Montana’s human population is only projected to grow about 10% over the next 30 years.  Is habitat loss still an issue given this modest projection?

Projections like this may be underestimated depending upon the rate and form of climate change. If lower elevations and latitudes become uncomfortable we may see more people than expected moving to Montana if they have the means. Even if we grow at only 10% it will still be a significant loss of habitat unless new development is focused only in areas that are already developed. Wide-ranging species like grizzlies and wolverine have barely enough habitat at the moment to maintain populations; any loss in habitat or connectivity could tip them over the threshold to local extinction.

Will movements to restore wildlife populations to eastern Montana prove successful?

I believe they will be successful, particularly bison. Landowners will have a lot more to worry about as they lose their land to oil and gas, coal, wind, and solar energy than they will to bison. It is likely that bison can habituate to energy development infrastructure as long as they are not harassed, and as long as they have plenty of forage. The native grasslands may paradoxically be the last areas where wildlife will be allowed since the grazing leases are held by cattle ranchers.

Water.  Do you see the availability of water impacting wildlife populations in any particular way?
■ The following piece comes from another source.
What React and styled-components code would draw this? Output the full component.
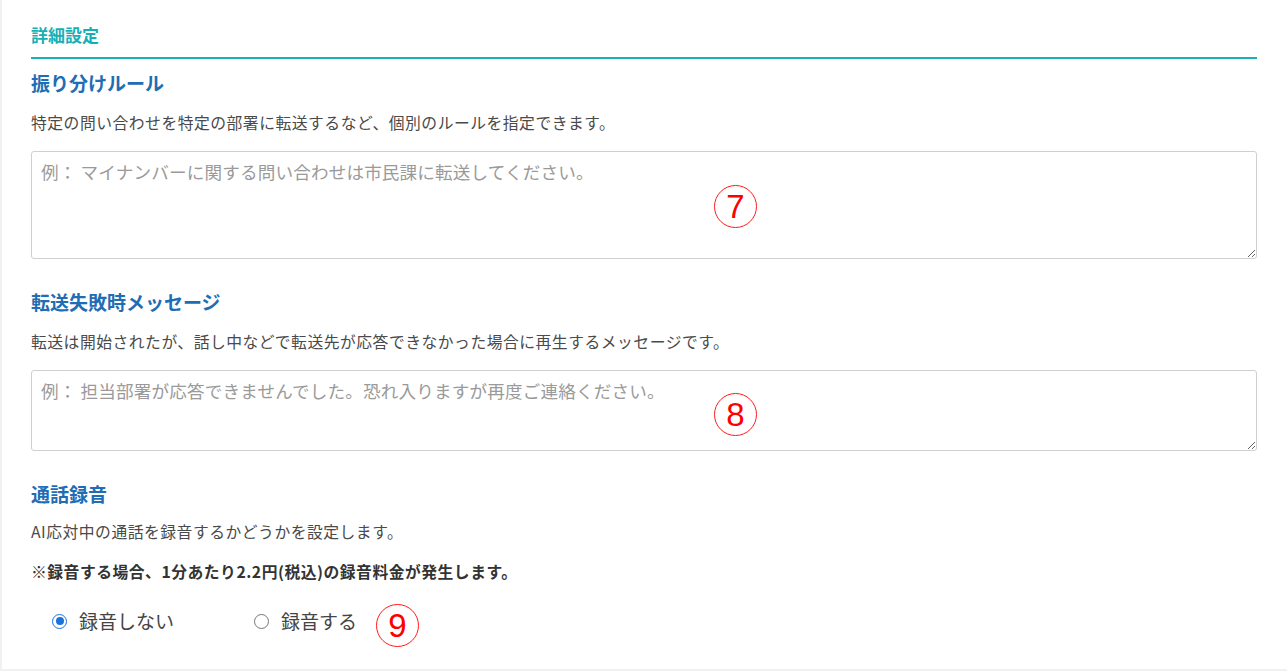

Water will soon be more valuable than oil, especially in areas of a drying climate. As people control the supply of water more and more for their own needs, wildlife will inevitably suffer. Climate change will affect the amount of water stored in the snowpack, and the timing of its release. Spring floods will be more intense and the water will be gone more quickly making downstream areas able to support fewer animals, and fish, late in the season. In 30 years, the Yellowstone River may be known for its bass fishery.

Fire.  In what ways will the proliferation of wildfires impact various wildlife populations? 

Drought, high temperatures, and wind are the primary drivers of wildfires. It doesn’t matter if you thin the forest, or salvage dead trees, or log some areas; everything will burn when conditions are right. And conditions are becoming more fire-prone as the climate changes. As fires become more frequent, and probably larger, much of the mature forest stands will be lost, even in Alpine areas. Animals that require these habitats — forest carnivores, elk for security, moose, squirrels, goshawks, great gray owls, bears, etc. — will all lose significant habitat and see population declines.

We haven’t mentioned bird life and, in particular, raptors. Describe for us their prospects over the next three decades.

As I mentioned before, species that can benefit from human-caused changes in climate and landcover will do well in the next 30 years. Unfortunately, not many raptors fit into that category; they primarily need native habitats like grasslands or forests, and feed on native prey. Raptor-like birds like the corvids may adapt well and we’ll see more magpies, crows, and gray jays. There may be some surprises too; great horned owls may increasingly feed on cats, skunks, and squirrels and nest more frequently in suburbs and towns. When I was a kid there were no turkey vultures in Jackson Hole; now there are. I think they’ll continue to increase and expand their range. Riparian songbirds will decline along with their habitat.

Realistically, and perhaps idealistically, what are the most important things that can be done to preserve and even grow Montana’s extant wildlife?

We need to live more simply to mitigate the effects we have on the environment. We also need to vote, and vote intelligently. We do not have to choose between jobs and the environment; we need to choose jobs that respect and support the environment. And we need to carefully plan our activities and developments to maintain the ecosystems that we still have. Intact wild ecosystems will be the key to minimizing the damage of climate change.